I was concerned that it could be quite easy for me to slip into just eating the same foods all the time, when I’ve been doing fairly well in introducing new foods to my diet. I started to feel a bit stressed out about the food stuff, but the training with Dan was going great. We’ve been doing three sessions a week, on top of my usual 6/7 spin classes that I teach.
Dan was texting me most days asking how I was doing with the food and I was finding nice, creative ways to avoid the conversation. Oh boy, old habits die hard. Avoiding talking about my food issues has done nothing but worsen the problem for me in the past.
Just be frikkin’ honest!
So one Friday morning when I went in for my session with Dan, he asked me about food again as I was warming up on the rowing machine and I decided to come clean about food being an issue for me. I’d been doing fairly well in following what he gave me but I told him I couldn’t follow it to the letter because that would lead me down a path of controlling and limiting the foods I eat, when I’ve really been trying to move away from that. I told him I found food quite stressful and difficult to talk about.

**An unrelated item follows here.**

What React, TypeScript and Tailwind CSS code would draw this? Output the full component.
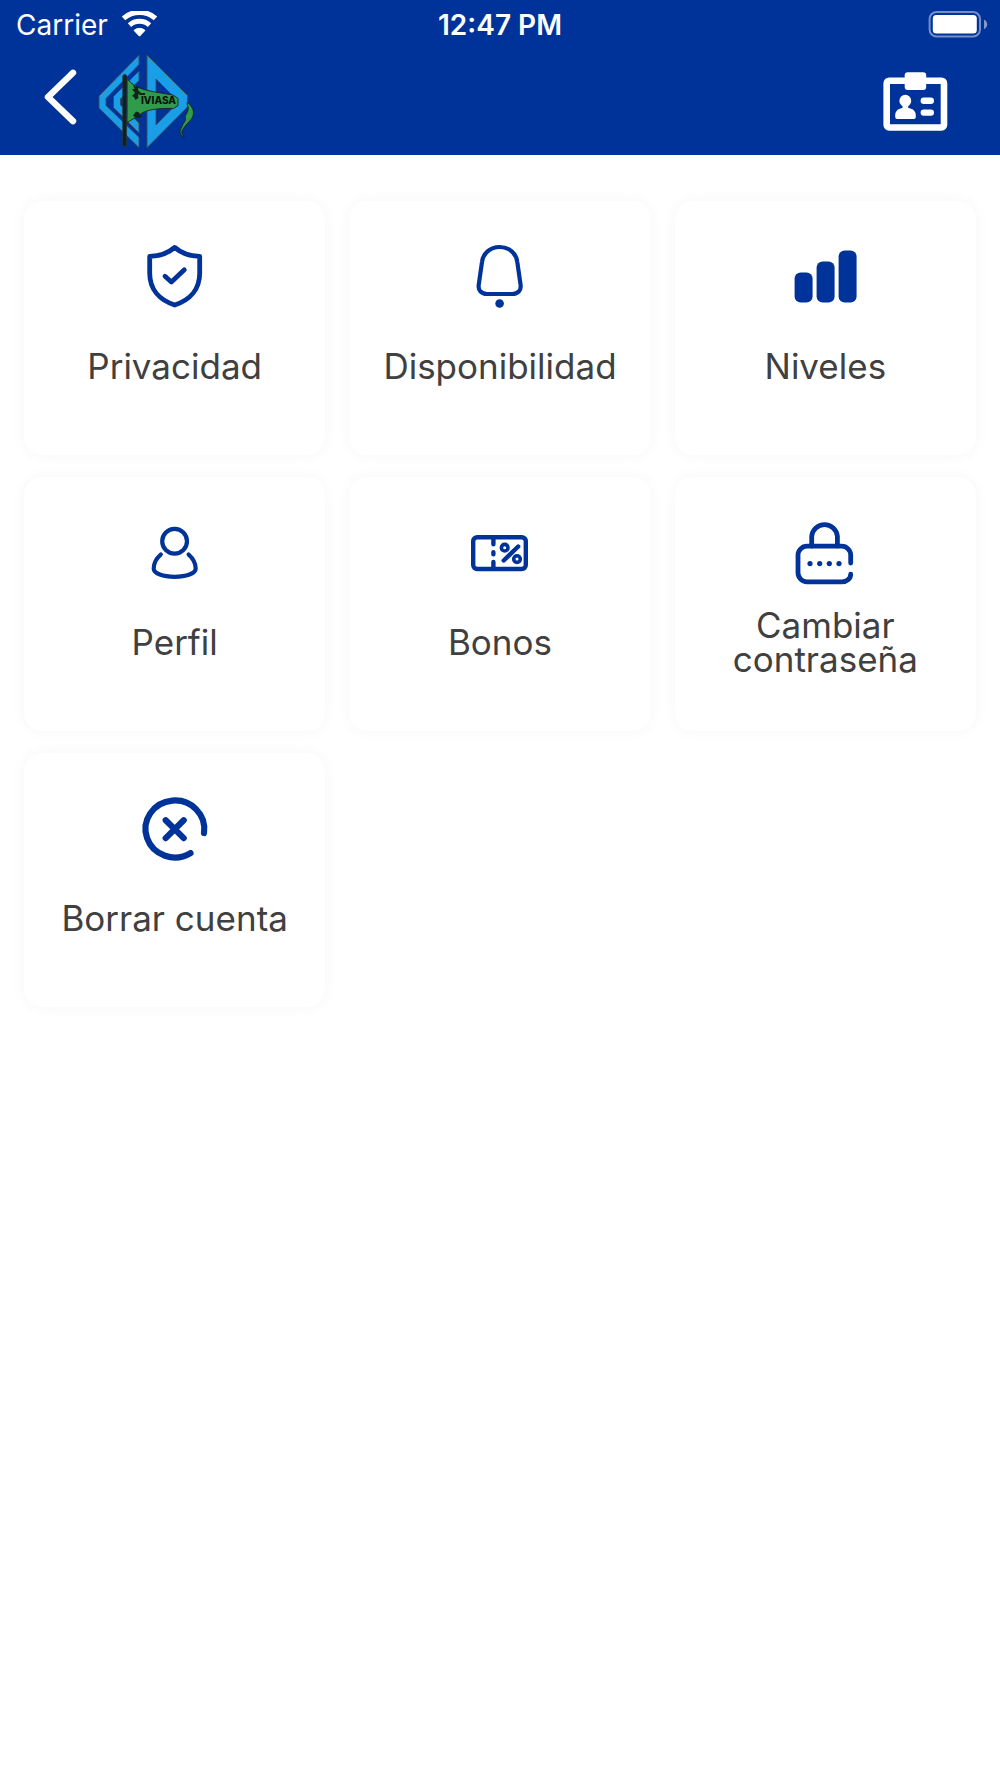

But as I blurted all this out, while rowing, Dan was nothing but understanding. He shared a few personal stories of his own and I felt as though a weight had been lifted. A problem shared is a problem halved and all that. I realise now how essential it was that I was open and honest about that. We need to be on the same page so we can work towards the same goal.
Since that session, all talk of food or fat burning has been off the table (so to speak) and we’ve zoned in on focusing on my body’s abilities, which has only served to up my enjoyment of our sessions even more.
All that being said, I have been following basic principles of the nutrition plan, which I’ve found to be really beneficial. These are mainly to do with timings of when I eat. I eat three hours before I work out and eat every 3-4 hours in the day, with my last meal being just before 7pm. I can be a pretty prolific snacker, so just following this and cutting out the bad snacks, has made me feel much better.
I also do intermittent fasting twice a week. What is that, I hear you cry? I have my last meal at 7pm and won’t until around 10:30/11am the next day. I do this on Tuesdays and Thursdays where I teach double spin classes in the morning. I’ve found that it’s made me more efficient, as my body’s given time to properly digest and use the food to fuel my performance.
I should stress, I’m doing this strictly from a performance point of view and not for weight loss. When your life is about movement, you have to find ways to manage your energy and ensure you’re being as efficient as you can be. This is something that I’ve found is working for me, but it may not work for everyone. Everybody’s lives are different and you have to fuel yourself in a way that suits yours. Part of the reason I never discuss food is because there are a zillion different schools of thought out there. I’m no expert, all I can say is do your research and consult a professional.
Bottom line: food has always been a struggle for me and finding balance, especially given my very active lifestyle, has been a challenge, but working with Dan and being honest about my situation has helped move me in the right direction.
That right direction for me, is someone who is strong, who can push and challenge the ability of her body and is fine with the fact that her body may have some jiggly bits on there.